_Task statement:_ Please write out the material below exactly as given.

——

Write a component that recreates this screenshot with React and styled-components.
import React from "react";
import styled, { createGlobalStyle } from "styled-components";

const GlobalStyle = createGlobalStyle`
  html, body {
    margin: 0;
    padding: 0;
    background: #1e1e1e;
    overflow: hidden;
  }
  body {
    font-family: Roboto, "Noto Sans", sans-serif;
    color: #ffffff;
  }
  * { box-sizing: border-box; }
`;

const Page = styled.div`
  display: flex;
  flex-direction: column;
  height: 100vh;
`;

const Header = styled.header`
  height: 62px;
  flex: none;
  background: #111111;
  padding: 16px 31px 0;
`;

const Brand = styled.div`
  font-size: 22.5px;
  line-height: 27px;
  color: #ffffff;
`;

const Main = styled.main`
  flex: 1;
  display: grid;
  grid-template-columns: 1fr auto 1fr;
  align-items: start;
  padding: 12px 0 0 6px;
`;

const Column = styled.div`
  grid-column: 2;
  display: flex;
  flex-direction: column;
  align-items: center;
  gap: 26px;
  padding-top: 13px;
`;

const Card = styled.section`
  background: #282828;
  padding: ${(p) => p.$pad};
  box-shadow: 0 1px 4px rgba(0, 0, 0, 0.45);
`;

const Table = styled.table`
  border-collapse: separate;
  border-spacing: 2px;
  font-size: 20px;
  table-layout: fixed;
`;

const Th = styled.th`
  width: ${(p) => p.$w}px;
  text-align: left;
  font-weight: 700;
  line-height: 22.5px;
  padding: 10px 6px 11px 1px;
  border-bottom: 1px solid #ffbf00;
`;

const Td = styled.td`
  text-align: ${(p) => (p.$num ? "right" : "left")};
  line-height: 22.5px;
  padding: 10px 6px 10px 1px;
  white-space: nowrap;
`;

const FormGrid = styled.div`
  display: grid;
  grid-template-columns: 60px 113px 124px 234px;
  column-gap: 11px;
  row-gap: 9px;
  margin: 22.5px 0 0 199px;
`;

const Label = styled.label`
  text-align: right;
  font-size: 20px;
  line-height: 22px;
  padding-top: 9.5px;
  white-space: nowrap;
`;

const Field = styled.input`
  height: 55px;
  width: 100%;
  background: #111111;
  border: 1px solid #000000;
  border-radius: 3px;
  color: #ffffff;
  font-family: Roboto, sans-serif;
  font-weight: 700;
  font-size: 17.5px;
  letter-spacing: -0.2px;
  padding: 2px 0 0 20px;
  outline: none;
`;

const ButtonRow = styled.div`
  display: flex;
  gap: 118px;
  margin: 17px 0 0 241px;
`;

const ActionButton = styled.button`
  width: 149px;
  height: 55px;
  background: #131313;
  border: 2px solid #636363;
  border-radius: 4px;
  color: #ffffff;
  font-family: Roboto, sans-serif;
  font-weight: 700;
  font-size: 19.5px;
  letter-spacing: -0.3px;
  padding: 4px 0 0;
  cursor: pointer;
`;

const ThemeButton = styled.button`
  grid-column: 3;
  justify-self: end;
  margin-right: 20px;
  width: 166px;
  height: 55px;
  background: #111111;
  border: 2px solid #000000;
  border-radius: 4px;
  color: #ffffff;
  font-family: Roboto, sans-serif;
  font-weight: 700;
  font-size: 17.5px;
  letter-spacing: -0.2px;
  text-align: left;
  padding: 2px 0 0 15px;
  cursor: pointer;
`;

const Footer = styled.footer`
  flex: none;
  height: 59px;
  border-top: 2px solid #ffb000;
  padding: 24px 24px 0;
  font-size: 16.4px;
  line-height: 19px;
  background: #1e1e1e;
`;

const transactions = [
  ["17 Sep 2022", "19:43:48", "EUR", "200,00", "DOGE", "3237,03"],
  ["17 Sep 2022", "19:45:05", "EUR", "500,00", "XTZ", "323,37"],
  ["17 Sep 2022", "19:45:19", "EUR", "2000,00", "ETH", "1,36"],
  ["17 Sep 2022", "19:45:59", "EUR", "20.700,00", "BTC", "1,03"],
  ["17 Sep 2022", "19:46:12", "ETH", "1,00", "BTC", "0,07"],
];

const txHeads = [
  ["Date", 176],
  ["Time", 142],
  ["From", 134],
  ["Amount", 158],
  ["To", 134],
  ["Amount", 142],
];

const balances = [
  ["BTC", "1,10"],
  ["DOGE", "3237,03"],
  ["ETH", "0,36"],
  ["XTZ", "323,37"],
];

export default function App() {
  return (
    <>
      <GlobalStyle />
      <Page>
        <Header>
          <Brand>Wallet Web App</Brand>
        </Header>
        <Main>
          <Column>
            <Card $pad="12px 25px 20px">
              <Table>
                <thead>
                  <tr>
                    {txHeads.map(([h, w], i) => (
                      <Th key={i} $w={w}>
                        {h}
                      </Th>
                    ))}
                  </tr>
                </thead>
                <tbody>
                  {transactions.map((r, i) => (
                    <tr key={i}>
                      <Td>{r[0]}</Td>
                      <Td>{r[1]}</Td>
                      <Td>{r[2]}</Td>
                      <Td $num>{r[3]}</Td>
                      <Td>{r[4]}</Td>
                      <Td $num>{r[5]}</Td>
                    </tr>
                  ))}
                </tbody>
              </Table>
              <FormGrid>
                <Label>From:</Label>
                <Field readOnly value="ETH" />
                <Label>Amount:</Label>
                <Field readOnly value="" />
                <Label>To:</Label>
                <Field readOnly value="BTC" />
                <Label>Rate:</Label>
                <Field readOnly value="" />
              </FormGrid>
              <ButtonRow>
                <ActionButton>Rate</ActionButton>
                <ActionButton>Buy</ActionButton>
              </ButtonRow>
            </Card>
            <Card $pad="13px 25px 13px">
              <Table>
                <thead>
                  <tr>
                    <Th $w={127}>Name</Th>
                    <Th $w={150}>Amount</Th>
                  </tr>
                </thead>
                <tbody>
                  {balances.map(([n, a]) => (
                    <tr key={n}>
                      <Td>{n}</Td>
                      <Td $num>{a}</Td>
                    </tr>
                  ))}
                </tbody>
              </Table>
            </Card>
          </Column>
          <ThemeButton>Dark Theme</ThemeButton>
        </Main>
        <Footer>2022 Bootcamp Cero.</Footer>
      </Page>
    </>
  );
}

——

_Final result:_
Write a component that recreates this screenshot with React and styled-components.
import React from "react";
import styled, { createGlobalStyle } from "styled-components";

const GlobalStyle = createGlobalStyle`
  html, body {
    margin: 0;
    padding: 0;
    background: #1e1e1e;
    overflow: hidden;
  }
  body {
    font-family: Roboto, "Noto Sans", sans-serif;
    color: #ffffff;
  }
  * { box-sizing: border-box; }
`;

const Page = styled.div`
  display: flex;
  flex-direction: column;
  height: 100vh;
`;

const Header = styled.header`
  height: 62px;
  flex: none;
  background: #111111;
  padding: 16px 31px 0;
`;

const Brand = styled.div`
  font-size: 22.5px;
  line-height: 27px;
  color: #ffffff;
`;

const Main = styled.main`
  flex: 1;
  display: grid;
  grid-template-columns: 1fr auto 1fr;
  align-items: start;
  padding: 12px 0 0 6px;
`;

const Column = styled.div`
  grid-column: 2;
  display: flex;
  flex-direction: column;
  align-items: center;
  gap: 26px;
  padding-top: 13px;
`;

const Card = styled.section`
  background: #282828;
  padding: ${(p) => p.$pad};
  box-shadow: 0 1px 4px rgba(0, 0, 0, 0.45);
`;

const Table = styled.table`
  border-collapse: separate;
  border-spacing: 2px;
  font-size: 20px;
  table-layout: fixed;
`;

const Th = styled.th`
  width: ${(p) => p.$w}px;
  text-align: left;
  font-weight: 700;
  line-height: 22.5px;
  padding: 10px 6px 11px 1px;
  border-bottom: 1px solid #ffbf00;
`;

const Td = styled.td`
  text-align: ${(p) => (p.$num ? "right" : "left")};
  line-height: 22.5px;
  padding: 10px 6px 10px 1px;
  white-space: nowrap;
`;

const FormGrid = styled.div`
  display: grid;
  grid-template-columns: 60px 113px 124px 234px;
  column-gap: 11px;
  row-gap: 9px;
  margin: 22.5px 0 0 199px;
`;

const Label = styled.label`
  text-align: right;
  font-size: 20px;
  line-height: 22px;
  padding-top: 9.5px;
  white-space: nowrap;
`;

const Field = styled.input`
  height: 55px;
  width: 100%;
  background: #111111;
  border: 1px solid #000000;
  border-radius: 3px;
  color: #ffffff;
  font-family: Roboto, sans-serif;
  font-weight: 700;
  font-size: 17.5px;
  letter-spacing: -0.2px;
  padding: 2px 0 0 20px;
  outline: none;
`;

const ButtonRow = styled.div`
  display: flex;
  gap: 118px;
  margin: 17px 0 0 241px;
`;

const ActionButton = styled.button`
  width: 149px;
  height: 55px;
  background: #131313;
  border: 2px solid #636363;
  border-radius: 4px;
  color: #ffffff;
  font-family: Roboto, sans-serif;
  font-weight: 700;
  font-size: 19.5px;
  letter-spacing: -0.3px;
  padding: 4px 0 0;
  cursor: pointer;
`;

const ThemeButton = styled.button`
  grid-column: 3;
  justify-self: end;
  margin-right: 20px;
  width: 166px;
  height: 55px;
  background: #111111;
  border: 2px solid #000000;
  border-radius: 4px;
  color: #ffffff;
  font-family: Roboto, sans-serif;
  font-weight: 700;
  font-size: 17.5px;
  letter-spacing: -0.2px;
  text-align: left;
  padding: 2px 0 0 15px;
  cursor: pointer;
`;

const Footer = styled.footer`
  flex: none;
  height: 59px;
  border-top: 2px solid #ffb000;
  padding: 24px 24px 0;
  font-size: 16.4px;
  line-height: 19px;
  background: #1e1e1e;
`;

const transactions = [
  ["17 Sep 2022", "19:43:48", "EUR", "200,00", "DOGE", "3237,03"],
  ["17 Sep 2022", "19:45:05", "EUR", "500,00", "XTZ", "323,37"],
  ["17 Sep 2022", "19:45:19", "EUR", "2000,00", "ETH", "1,36"],
  ["17 Sep 2022", "19:45:59", "EUR", "20.700,00", "BTC", "1,03"],
  ["17 Sep 2022", "19:46:12", "ETH", "1,00", "BTC", "0,07"],
];

const txHeads = [
  ["Date", 176],
  ["Time", 142],
  ["From", 134],
  ["Amount", 158],
  ["To", 134],
  ["Amount", 142],
];

const balances = [
  ["BTC", "1,10"],
  ["DOGE", "3237,03"],
  ["ETH", "0,36"],
  ["XTZ", "323,37"],
];

export default function App() {
  return (
    <>
      <GlobalStyle />
      <Page>
        <Header>
          <Brand>Wallet Web App</Brand>
        </Header>
        <Main>
          <Column>
            <Card $pad="12px 25px 20px">
              <Table>
                <thead>
                  <tr>
                    {txHeads.map(([h, w], i) => (
                      <Th key={i} $w={w}>
                        {h}
                      </Th>
                    ))}
                  </tr>
                </thead>
                <tbody>
                  {transactions.map((r, i) => (
                    <tr key={i}>
                      <Td>{r[0]}</Td>
                      <Td>{r[1]}</Td>
                      <Td>{r[2]}</Td>
                      <Td $num>{r[3]}</Td>
                      <Td>{r[4]}</Td>
                      <Td $num>{r[5]}</Td>
                    </tr>
                  ))}
                </tbody>
              </Table>
              <FormGrid>
                <Label>From:</Label>
                <Field readOnly value="ETH" />
                <Label>Amount:</Label>
                <Field readOnly value="" />
                <Label>To:</Label>
                <Field readOnly value="BTC" />
                <Label>Rate:</Label>
                <Field readOnly value="" />
              </FormGrid>
              <ButtonRow>
                <ActionButton>Rate</ActionButton>
                <ActionButton>Buy</ActionButton>
              </ButtonRow>
            </Card>
            <Card $pad="13px 25px 13px">
              <Table>
                <thead>
                  <tr>
                    <Th $w={127}>Name</Th>
                    <Th $w={150}>Amount</Th>
                  </tr>
                </thead>
                <tbody>
                  {balances.map(([n, a]) => (
                    <tr key={n}>
                      <Td>{n}</Td>
                      <Td $num>{a}</Td>
                    </tr>
                  ))}
                </tbody>
              </Table>
            </Card>
          </Column>
          <ThemeButton>Dark Theme</ThemeButton>
        </Main>
        <Footer>2022 Bootcamp Cero.</Footer>
      </Page>
    </>
  );
}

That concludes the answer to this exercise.